- INSTRUCTIONS TO FOLLOW: Scan the records for the string "this"; copy each line where it occurs.

>> Begin RECORDED DATA

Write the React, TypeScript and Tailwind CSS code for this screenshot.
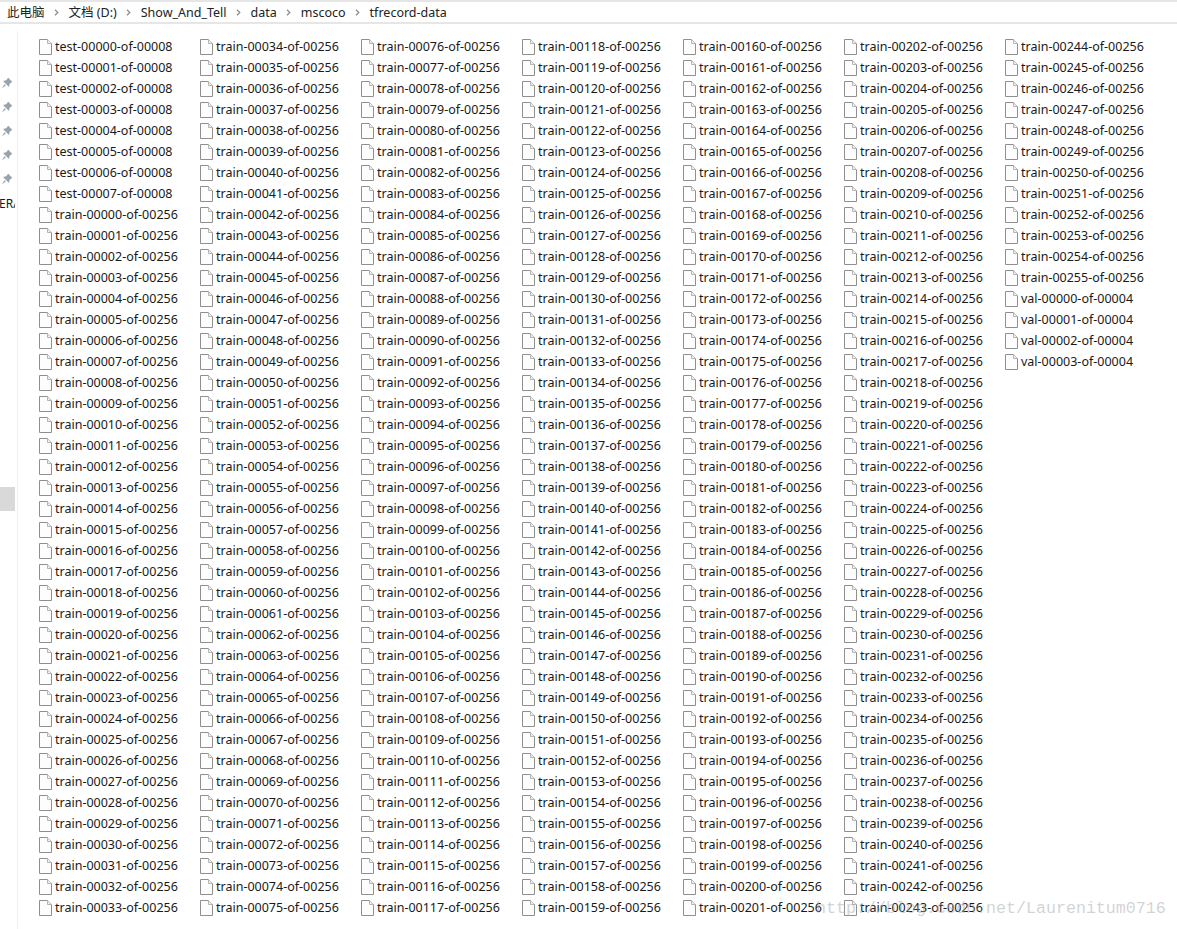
const pad = (n: number) => String(n).padStart(5, "0");

const names: string[] = [
  ...Array.from({ length: 8 }, (_, i) => `test-${pad(i)}-of-00008`),
  ...Array.from({ length: 256 }, (_, i) => `train-${pad(i)}-of-00256`),
  ...Array.from({ length: 4 }, (_, i) => `val-${pad(i)}-of-00004`),
];

const columns: string[][] = [];
for (let i = 0; i < names.length; i += 42) columns.push(names.slice(i, i + 42));

const crumbs = ["此电脑", "文档 (D:)", "Show_And_Tell", "data", "mscoco", "tfrecord-data"];

const FileIcon = () => (
  <svg width="13" height="16" viewBox="0 0 13 16" className="shrink-0">
    <path d="M0.5 0.5H8.5L12.5 4.5V15.5H0.5Z" fill="#fdfdfd" stroke="#8f8f8f" />
    <path d="M8.5 0.5V4.5H12.5" fill="#f0f0f0" stroke="#b5b5b5" />
  </svg>
);

const PinIcon = () => (
  <svg width="12" height="12" viewBox="0 0 12 12">
    <path d="M7 0.5L11.5 5L10 5.6L8.4 7.4L8 10L2 4L4.6 3.6L6.4 2Z" fill="#9aa3ab" />
    <path d="M3.6 7.2L0.6 11.4L4.8 8.4Z" fill="#9aa3ab" />
  </svg>
);

const Chevron = () => (
  <svg width="5" height="7" viewBox="0 0 5 7" className="shrink-0">
    <path d="M1 0.8L3.8 3.5L1 6.2" fill="none" stroke="#8a8a8a" strokeWidth="1.2" />
  </svg>
);

export default function App() {
  return (
    <div className="relative w-[1177px] h-[929px] overflow-hidden bg-white text-[12.5px] leading-[21px] text-[#1a1a1a] font-['Noto_Sans','Noto_Sans_CJK_SC',sans-serif]">
      {/* address bar */}
      <div className="h-[24px] border-t-2 border-b-2 border-[#e6e6e6] flex items-center gap-[9.5px] pl-[7px] text-[#222]">
        {crumbs.map((c, i) => (
          <div key={c} className="flex items-center gap-[9.5px]">
            {i > 0 && <Chevron />}
            <span className="whitespace-nowrap">{c}</span>
          </div>
        ))}
      </div>

      <div className="flex h-[905px]">
        {/* nav pane edge */}
        <div className="w-[18px] shrink-0 border-r border-[#f0f0f0] mt-[7px] flex flex-col overflow-hidden">
          <div className="flex flex-col gap-[12px] pt-[46px] pl-[1px]">
            <PinIcon />
            <PinIcon />
            <PinIcon />
            <PinIcon />
            <PinIcon />
          </div>
          <div className="mt-[11px] h-[16px] text-[12px] leading-[16px] whitespace-nowrap -ml-[1px] w-[16px] overflow-hidden">
            ERA
          </div>
          <div className="mt-[275px] w-[15px] h-[24px] bg-[#d9d9d9]" />
        </div>

        {/* file list */}
        <div className="flex pt-[12px] pl-[21px]">
          {columns.map((col, i) => (
            <div key={i} className="w-[161px] shrink-0">
              {col.map((name) => (
                <div key={name} className="h-[21px] flex items-center gap-[3px] whitespace-nowrap">
                  <FileIcon />
                  <span>{name}</span>
                </div>
              ))}
            </div>
          ))}
        </div>
      </div>

      {/* watermark */}
      <div className="absolute left-[816px] top-[898px] text-[16.67px] leading-[22px] text-[#a8a8a8]/50 whitespace-nowrap font-['Liberation_Mono',monospace]">
        http://blog.csdn.net/Laurenitum0716
      </div>
    </div>
  );
}
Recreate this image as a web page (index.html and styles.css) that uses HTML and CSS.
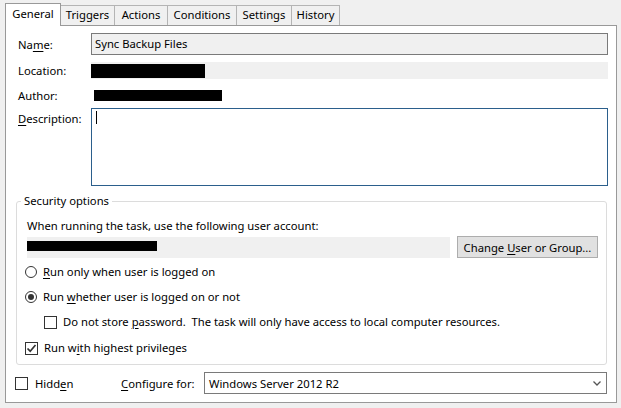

>> End RECORDED DATA

- OUTPUT BELOW:
Write the React, TypeScript and Tailwind CSS code for this screenshot.
Recreate this image as a web page (index.html and styles.css) that uses HTML and CSS.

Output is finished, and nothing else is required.